As Africa especially Ghana becomes more digitized as we here news of digitalization and access to the internet is something we all enjoy though very expensive in Ghana as at now, more and more graduates and those working under companies want to quit their day jobs to start their own businesses. The word “entrepreneur” is thrown around a lot these days especially the unemployed, with many people seeing it as a means to enjoy a whole new level of professional, financial and personal freedom.

It is not difficult to see why, either. Having the ability do what you love, when you want and on your own terms is certainly attractive, especially when you could potentially build it into a sizeable income. Don’t be too quick, however, to stop your day job to pursue your entrepreneurial dreams. Many of today’s best-known entrepreneurs consider doing so to be reckless and unnecessary.

Further, there is a lot involved in transitioning from being an employee to becoming your own boss than you may realize. Changing your mindset, your thinking, your ways and actions from that of an employee to an entrepreneur is a major key to successfully bridging that divide. If you operate with the mindset of an employee — a person who is used to working for others and being paid by them — you will almost certainly fail. When you work for other brands and institutions, you do what they tell you to do. As an entrepreneur, you decide what the next best step is, and you execute that step in your day-to-day actions. The latter requires both a significant mindset shift and major discipline(a character that must be developed).

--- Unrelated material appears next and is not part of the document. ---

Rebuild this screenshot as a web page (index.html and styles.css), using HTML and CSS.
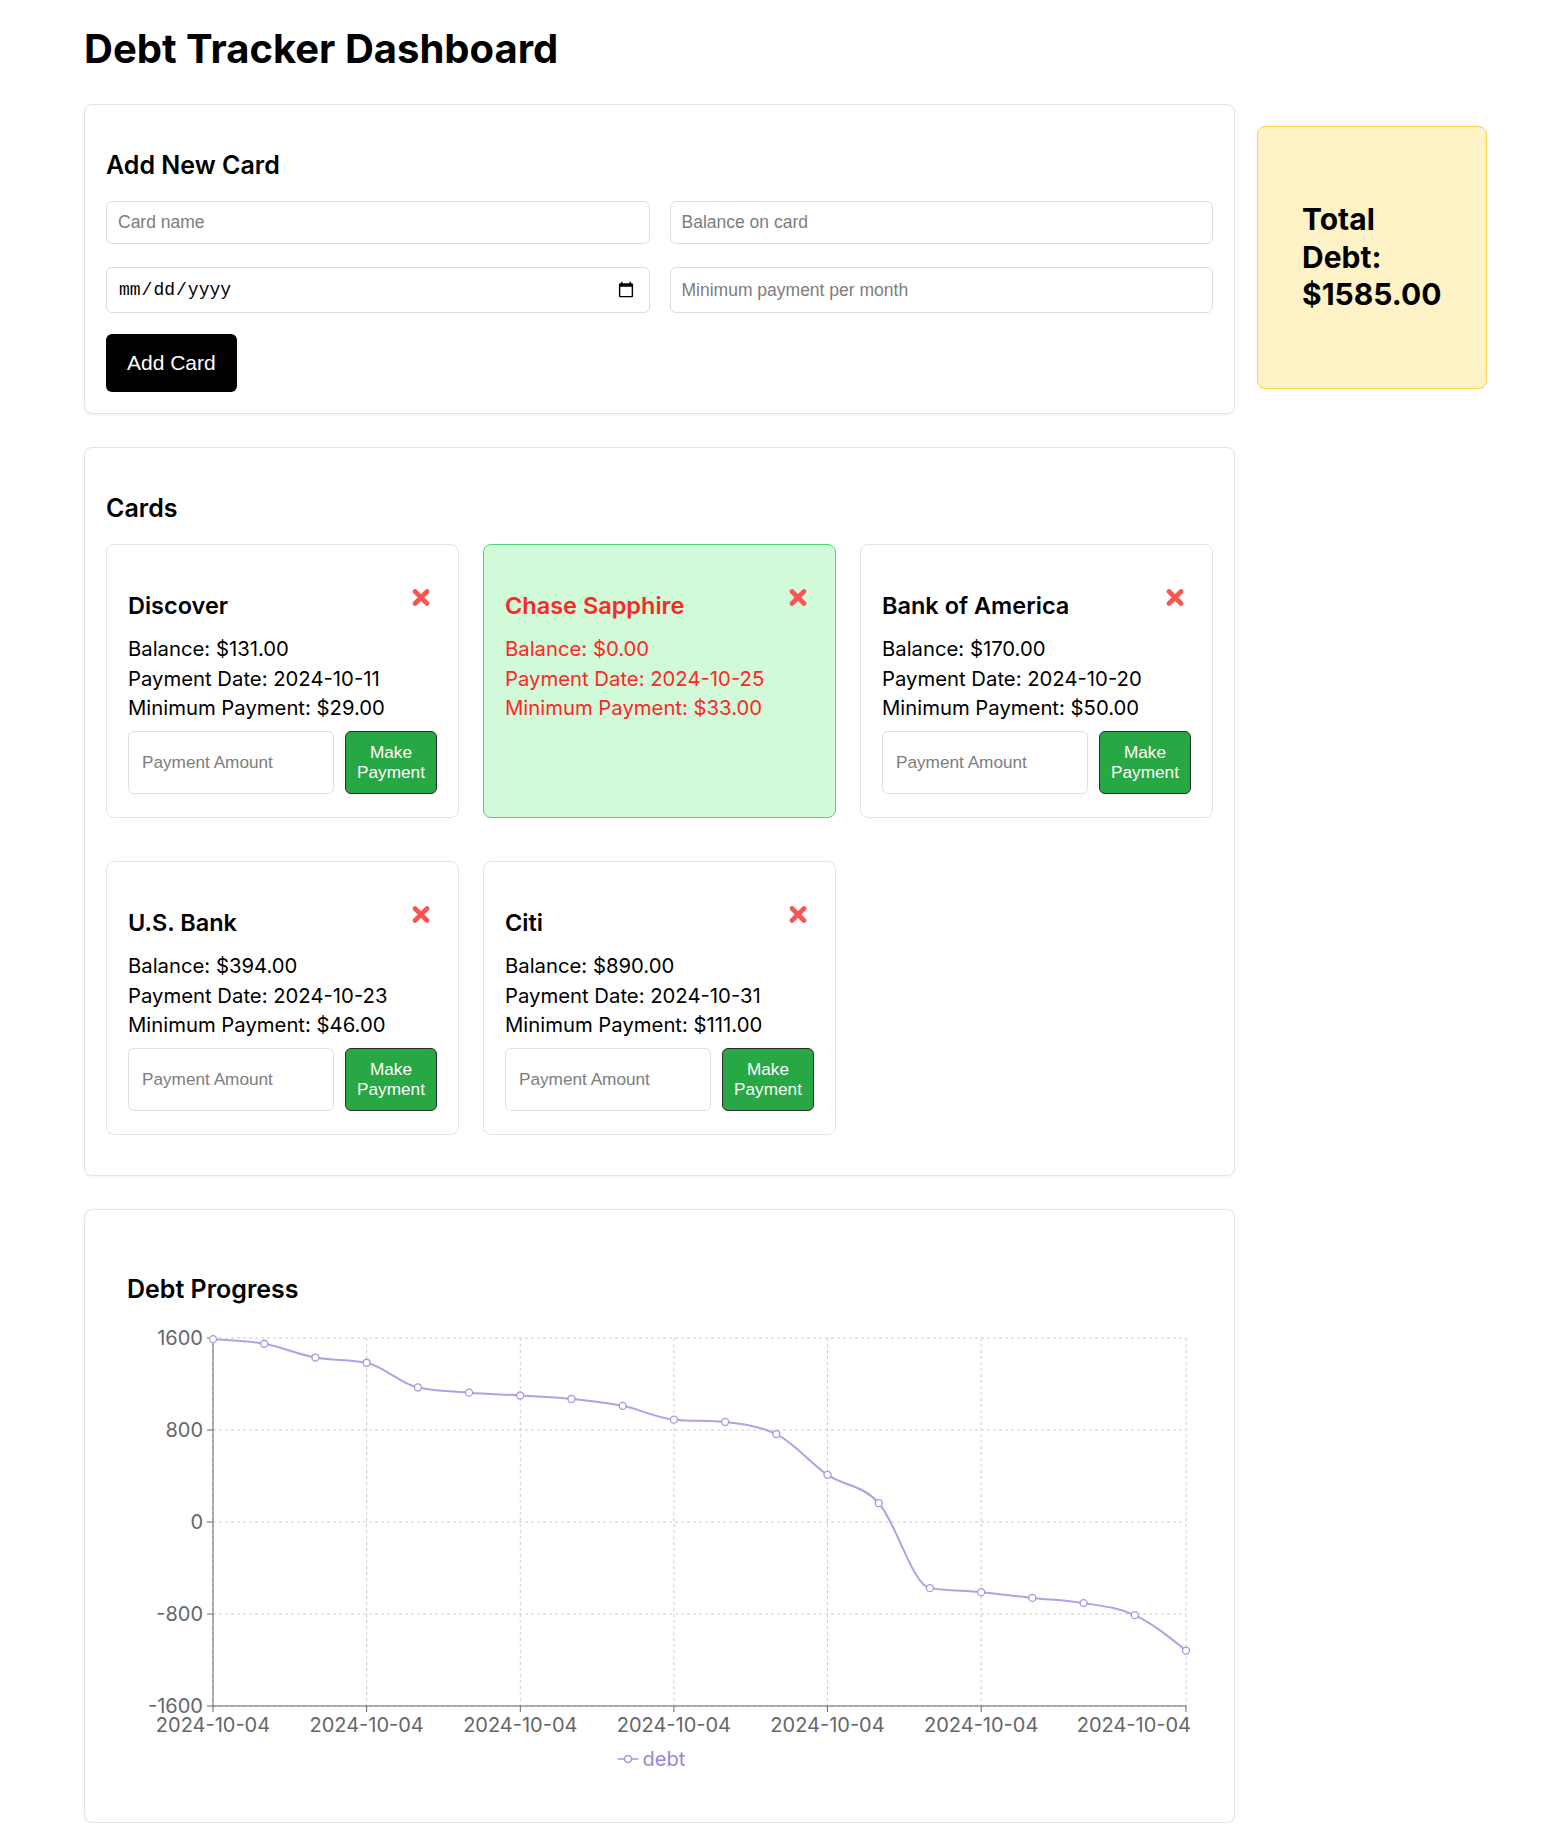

At the same time, in our rapidly changing economy, you would almost be doing yourself a disservice not to start a business as most people call it sideline business. But, how can you do so while working full-time?

If you’re willing to sacrifice much of your free time now to reap the rewards later, to me you have what it takes to become an entrepreneur. Often called the “hybrid path” to entrepreneurship, many successful entrepreneurs started their business while still being employed full-time. This is something most won’t tell you because they project their brand more than where they work.

Don’t Quit your Job yet – Samuel Kwame Boadu


Research has shown that those who kept their day jobs while starting their businesses were 40 to 50 percent more likely to be successful than their risk-taking counterparts who quit immediately to start a business. Leveraging your full-time job in the early days of your business, allows you to build on firmer financial ground, increasing the likelihood that your enterprise will last and thrive through the initial stages. In addition, being entrepreneurial within your existing job allows you to build the necessary skills and traits you will need as you transition from your employee to entrepreneurial role.

Being impatient and chasing short-term gratification or hype just to proof to friends you doing well by quitting your job and going all-in, is risky and often ill-advised. Building slowly and steadily for the long-term is often the wisest course of action.

Still, with all that being said, the time couldn’t be more right to start your own business and become self-sufficient. Unlike in years past, having a job no longer guarantees financial security.

Don’t Quit your job to start business – Samuel Kwame Boadu

Rapid developments in technology and the ever-increasing digitization in Ghana puts creative and business-building tools in the hands of everyone. Whether you have skills to market or a great idea for a product, you too could be the next Dangote or Tony Elumelu

Though the thought of running your own business, spending your days working on something you’re passionate about, and choosing how and where you spend your time is enticing, realize there are days if not years of sleepless nights, cash flow shortfalls and mindset hurdles between you and your destination.

By building your business while working full- or part-time, you will have the cash flow in the short term to get your start up off the ground. Once your business or start up begins bringing in an income which rivals that of your day job, then and only then should you consider whether to pursue it full-time.


Building a business is not for the faint of heart. But, if you’re willing to work crazy hours, delay gratification and learn from your failures, you can build both a business and life like few others. After all, “Life is too short to be living somebody else’s dream.”